It’s not just the sororial squad ties the girls have established with one another: as they consider how they might rob the grocery-store branch bank, they also come to appreciate mother-daughter ties. Initially, the girls look to the movies for instructions on how to pull off this caper:
Di: People do it in the movies all the time.
Luz: And they get caught.
Di: That’s right. So all we have to do is watch a bunch of movies and learn from their mistakes.
Cleo watches Reservoir Dogs; Kansas watches Dog Day Afternoon; Luz reports on Heat; and Hannah on The Apple Dumpling Gang. Kansas, dumbfounded that Hannah would have elected to watch Disney’s Apple Dumpling Gang, berates her, but Hannah retorts that her parents let her watch only G-rated movies: "Those of us who have parents know they have rules because they care." The insult to Kansas provokes a hair-pulling fight in the waiting room of Di’s ob/gyn office as Kansas and Hannah go at it. Significant about this fight is: 1) it assumes that possession of parents (and a family) is a good thing; 2) it occurs in an ob/gyn waiting room where other clients are accompanied by husbands or male partners, but Diane is surrounded by her surrogate, sororial family; 3) it threatens, but then strengthens, the familial bonds among the girls. Diane, in tears over "the fighting, the backstabbing, the open hostility," calls off the heist and declares "it was silly to think we could learn how to rob a bank from movies." Willing to abandon her plan, Diane follows a pattern Carol Gilligan sees frequently among girls, who value the maintenance of relationships over the continuation of a game or play.13 But at the moment Diane expresses her willingness to throw in the towel, Cleo moves a sonogram over Di’s extended belly and the "movie screen" at Diane’s side shows not one fetus but two. Armed with this new information, Kansas asserts: "OK: we ain’t done with this. Those babies are going to have a good start in life…. We’re going to learn how to rob a bank from people who really know how to do it: criminals. I’m going to visit my mom."

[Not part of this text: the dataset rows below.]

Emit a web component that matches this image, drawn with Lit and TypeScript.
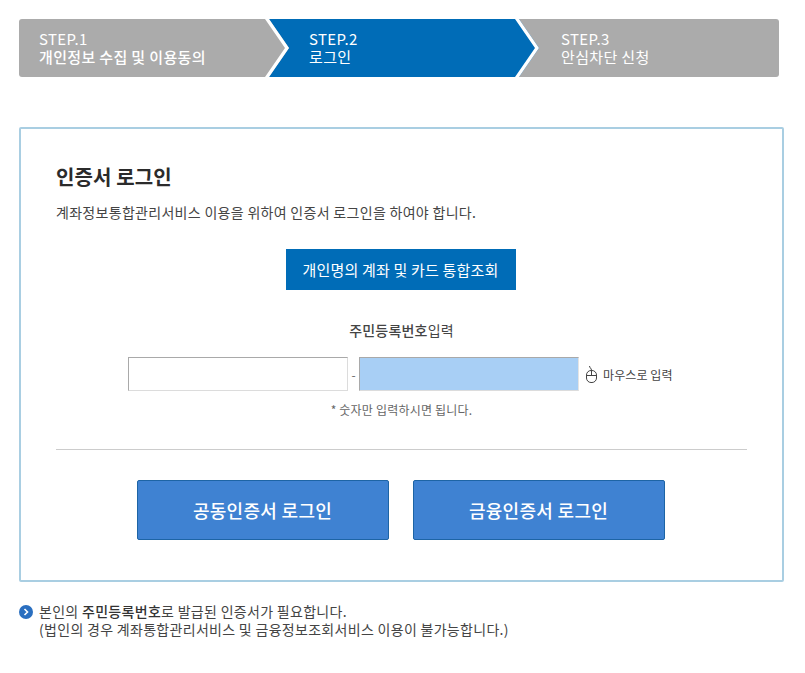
import { LitElement, html, css } from "lit";
import { customElement } from "lit/decorators.js";

const chevron = (fill: string, cls: string) => html`<svg class="chev ${cls}" width="26" height="58" viewBox="0 0 26 58">
  <polygon points="0,0 4,0 24,29 4,58 0,58" fill="${fill}"></polygon>
  <polygon points="0,0 4,0 24,29 4,58 0,58 20,29" fill="#fff"></polygon>
</svg>`;

@customElement("app-root")
export class AppRoot extends LitElement {
  static styles = css`
    :host {
      display: block;
      width: 805px;
      height: 673px;
      box-sizing: border-box;
      padding: 19px 21px 0 19px;
      background: #fff;
      font-family: "Noto Sans CJK KR", "Noto Sans", sans-serif;
      color: #333;
    }
    .steps { display: flex; width: 760px; height: 58px; color: #fff; font-size: 15px; line-height: 18px; letter-spacing: 0.35px; }
    .step { position: relative; box-sizing: border-box; height: 58px; padding: 11px 0 0 20px; background: #ababab; }
    .s1 { width: 249px; border-radius: 3px 0 0 3px; }
    .s2 { width: 251px; padding-left: 41px; background: #006cb7; }
    .s3 { flex: 1; padding-left: 42px; border-radius: 0 3px 3px 0; }
    .step b { font-weight: 500; }
    .step div { white-space: nowrap; }
    .chev { position: absolute; top: 0; z-index: 1; }
    .c1 { right: -23px; }
    .c2 { right: -22px; }
    .card {
      box-sizing: border-box;
      width: 765px;
      height: 455px;
      margin-top: 50px;
      border: 2px solid #a9cee2;
      border-radius: 2px;
      padding: 33px 35px 0;
    }
    h1 { margin: 0; font-size: 20px; line-height: 30px; font-weight: 700; color: #2b2b2b; letter-spacing: 0.1px; }
    .desc { margin: 11px 0 0; font-size: 14px; line-height: 18px; letter-spacing: 0.3px; color: #444; }
    .center { display: flex; justify-content: center; padding-right: 2px; }
    .query {
      margin-top: 28px;
      width: 230px; height: 41px; box-sizing: border-box;
      border: 0; background: #006cb7; color: #fff;
      font: 400 15px "Noto Sans CJK KR", sans-serif;
      letter-spacing: 0.2px;
    }
    .label { margin-top: 30px; text-align: center; font-size: 14px; line-height: 20px; letter-spacing: 0.2px; color: #444; }
    .label b { font-weight: 500; }
    .inputs { display: flex; align-items: center; margin: 17px 0 0 72px; }
    .field {
      box-sizing: border-box; width: 220px; height: 34px;
      border: 1px solid #dcdcdc; border-top: 1px solid #a9a9a9; border-left: 1px solid #a9a9a9;
      background: #fff;
    }
    .field.on { background: #a8cff5; border-right-color: #e4e4e4; }
    .dash { width: 11px; text-align: center; font-size: 12px; color: #666; }
    .mouse { display: flex; align-items: center; margin-left: 6px; font-size: 12px; letter-spacing: 0.1px; color: #444; gap: 5px; }
    .hint { margin-top: 10px; text-align: center; font-size: 12px; line-height: 18px; letter-spacing: 0.2px; color: #666; }
    hr { margin: 30px 0 0; border: 0; border-top: 1px solid #ccc; }
    .btns { display: flex; justify-content: center; gap: 24px; margin-top: 30px; padding-right: 2px; }
    .btn {
      box-sizing: border-box; width: 252px; height: 60px;
      border: 1px solid #1d64a5; border-radius: 2px;
      background: #3f82d2; color: #fff;
      font: 500 18px "Noto Sans CJK KR", sans-serif;
      letter-spacing: 0.3px;
    }
    .note { display: flex; gap: 6px; margin-top: 20px; font-size: 14px; line-height: 18px; letter-spacing: 0.3px; color: #444; }
    .note b { font-weight: 500; color: #333; }
    .note svg { flex: none; margin-top: 3px; }
  `;

  render() {
    return html`
      <div class="steps">
        <div class="step s1">
          <div>STEP.1</div><div><b>개인정보 수집 및 이용동의</b></div>
          ${chevron("#ababab", "c1")}
        </div>
        <div class="step s2">
          <div>STEP.2</div><div>로그인</div>
          ${chevron("#006cb7", "c2")}
        </div>
        <div class="step s3">
          <div>STEP.3</div><div>안심차단 신청</div>
        </div>
      </div>
      <section class="card">
        <h1>인증서 로그인</h1>
        <p class="desc">계좌정보통합관리서비스 이용을 위하여 인증서 로그인을 하여야 합니다.</p>
        <div class="center"><button class="query">개인명의 계좌 및 카드 통합조회</button></div>
        <div class="label"><b>주민등록번호</b>입력</div>
        <div class="inputs">
          <div class="field"></div>
          <div class="dash">-</div>
          <div class="field on"></div>
          <div class="mouse">
            <svg width="13" height="19" viewBox="0 0 13 19" fill="none" stroke="#444" stroke-width="1">
              <rect x="1.5" y="5.5" width="10" height="12" rx="4.5"></rect>
              <path d="M1.5 10.5H11.5M6.5 5.5V10.5M6.5 5.5C6.5 3 4.5 3 4.5 1"></path>
            </svg>
            <span>마우스로 입력</span>
          </div>
        </div>
        <div class="hint">* 숫자만 입력하시면 됩니다.</div>
        <hr />
        <div class="btns">
          <button class="btn">공동인증서 로그인</button>
          <button class="btn">금융인증서 로그인</button>
        </div>
      </section>
      <div class="note">
        <svg width="14" height="14" viewBox="0 0 14 14">
          <circle cx="7" cy="7" r="7" fill="#2a6fc0"></circle>
          <path d="M5.5 4L8.5 7L5.5 10" fill="none" stroke="#fff" stroke-width="1.6"></path>
        </svg>
        <div>본인의 <b>주민등록번호</b>로 발급된 인증서가 필요합니다.<br />(법인의 경우 계좌통합관리서비스 및 금융정보조회서비스 이용이 불가능합니다.)</div>
      </div>
    `;
  }
}
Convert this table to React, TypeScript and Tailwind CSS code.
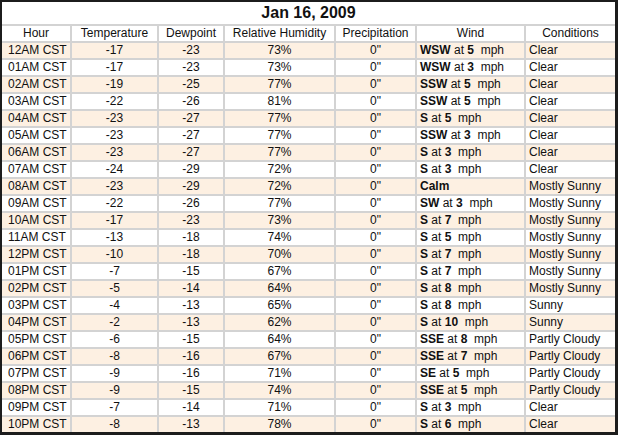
const rows: [string, string, string, string, string, string, string][] = [
  ["12AM CST", "-17", "-23", "73%", "WSW", "5", "Clear"],
  ["01AM CST", "-17", "-23", "73%", "WSW", "3", "Clear"],
  ["02AM CST", "-19", "-25", "77%", "SSW", "5", "Clear"],
  ["03AM CST", "-22", "-26", "81%", "SSW", "5", "Clear"],
  ["04AM CST", "-23", "-27", "77%", "S", "5", "Clear"],
  ["05AM CST", "-23", "-27", "77%", "SSW", "3", "Clear"],
  ["06AM CST", "-23", "-27", "77%", "S", "3", "Clear"],
  ["07AM CST", "-24", "-29", "72%", "S", "3", "Clear"],
  ["08AM CST", "-23", "-29", "72%", "Calm", "", "Mostly Sunny"],
  ["09AM CST", "-22", "-26", "77%", "SW", "3", "Mostly Sunny"],
  ["10AM CST", "-17", "-23", "73%", "S", "7", "Mostly Sunny"],
  ["11AM CST", "-13", "-18", "74%", "S", "5", "Mostly Sunny"],
  ["12PM CST", "-10", "-18", "70%", "S", "7", "Mostly Sunny"],
  ["01PM CST", "-7", "-15", "67%", "S", "7", "Mostly Sunny"],
  ["02PM CST", "-5", "-14", "64%", "S", "8", "Mostly Sunny"],
  ["03PM CST", "-4", "-13", "65%", "S", "8", "Sunny"],
  ["04PM CST", "-2", "-13", "62%", "S", "10", "Sunny"],
  ["05PM CST", "-6", "-15", "64%", "SSE", "8", "Partly Cloudy"],
  ["06PM CST", "-8", "-16", "67%", "SSE", "7", "Partly Cloudy"],
  ["07PM CST", "-9", "-16", "71%", "SE", "5", "Partly Cloudy"],
  ["08PM CST", "-9", "-15", "74%", "SSE", "5", "Partly Cloudy"],
  ["09PM CST", "-7", "-14", "71%", "S", "3", "Clear"],
  ["10PM CST", "-8", "-13", "78%", "S", "6", "Clear"],
];

const headers = ["Hour", "Temperature", "Dewpoint", "Relative Humidity", "Precipitation", "Wind", "Conditions"];

function Wind({ dir, speed }: { dir: string; speed: string }) {
  if (!speed) return <span className="font-bold">{dir}</span>;
  return (
    <span className="whitespace-pre">
      <span className="font-bold">{dir}</span> at <span className="font-bold">{speed}</span>  mph
    </span>
  );
}

export default function App() {
  return (
    <div className="w-[618px] h-[435px] bg-white text-[#111] font-['Liberation_Sans',Arial,sans-serif] text-[12px] leading-[15px]">
      <div className="w-[618px] h-[435px] border-[#1c1c1c] border-t-2 border-l-2 border-r-[3px] border-b-[3px] flex flex-col">
        <div className="h-[22px] shrink-0 flex items-center justify-center text-[16px] font-bold leading-[22px]">
          Jan 16, 2009
        </div>
        <div className="grid grid-cols-[68px_85px_64px_109px_79px_107px_89px] auto-rows-[15px] content-start gap-[2px] bg-[#d3d3d3] pt-[2px]">
          {headers.map((h) => (
            <div key={h} className="bg-white text-center">
              {h}
            </div>
          ))}
          {rows.map((r, i) => {
            const bg = i % 2 === 0 ? "bg-[#fdf0e2]" : "bg-white";
            return [
              <div key={i + "h"} className={`${bg} pl-[6px]`}>{r[0]}</div>,
              <div key={i + "t"} className={`${bg} text-center`}>{r[1]}</div>,
              <div key={i + "d"} className={`${bg} text-center`}>{r[2]}</div>,
              <div key={i + "r"} className={`${bg} text-center`}>{r[3]}</div>,
              <div key={i + "p"} className={`${bg} text-center`}>0"</div>,
              <div key={i + "w"} className={`${bg} pl-[3px]`}>
                <Wind dir={r[4]} speed={r[5]} />
              </div>,
              <div key={i + "c"} className={`${bg} pl-[3px]`}>{r[6]}</div>,
            ];
          })}
        </div>
      </div>
    </div>
  );
}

For the most part, this meeting between mother and daughter proceeds happily. Having expected rejection from the daughter she hasn’t seen since birth, Kansas’s mother is delighted when Kansas says she has come because she needs her mother’s help. Kansas explains that she wants to get some money for a pregnant friend by robbing a bank:
Mother: Shitfire, Kansas. That’s the sweetest thing I ever heard.
Kansas: But we can’t quite figure out, you know, how to do it.
Mother: So you need my help? Oh my god, this is like you asking me for help with your homework.
Kansas’s request provides her mother with the role/position of mother. Like a good mother, this inmate readily acquiesces to her daughter’s request, calling upon "Mink," and other women in her ward, to answer her daughter’s questions. As mentioned earlier, Sugar & Spice operates according to a principle of inclusion. The "taking in" of Kansas’s criminal mother and her friends is the first prominent example of this principle. In a subsequent scene, all five cheerleaders meet with prison inmates, learning about the appropriate time for a heist and how to procure guns. While the film contrasts older female inmates, dressed in work shirts and pants to fresh-faced teen-age girls in their cheerleading outfits, it also brings these two groups of women together as they conspire on behalf of Diane.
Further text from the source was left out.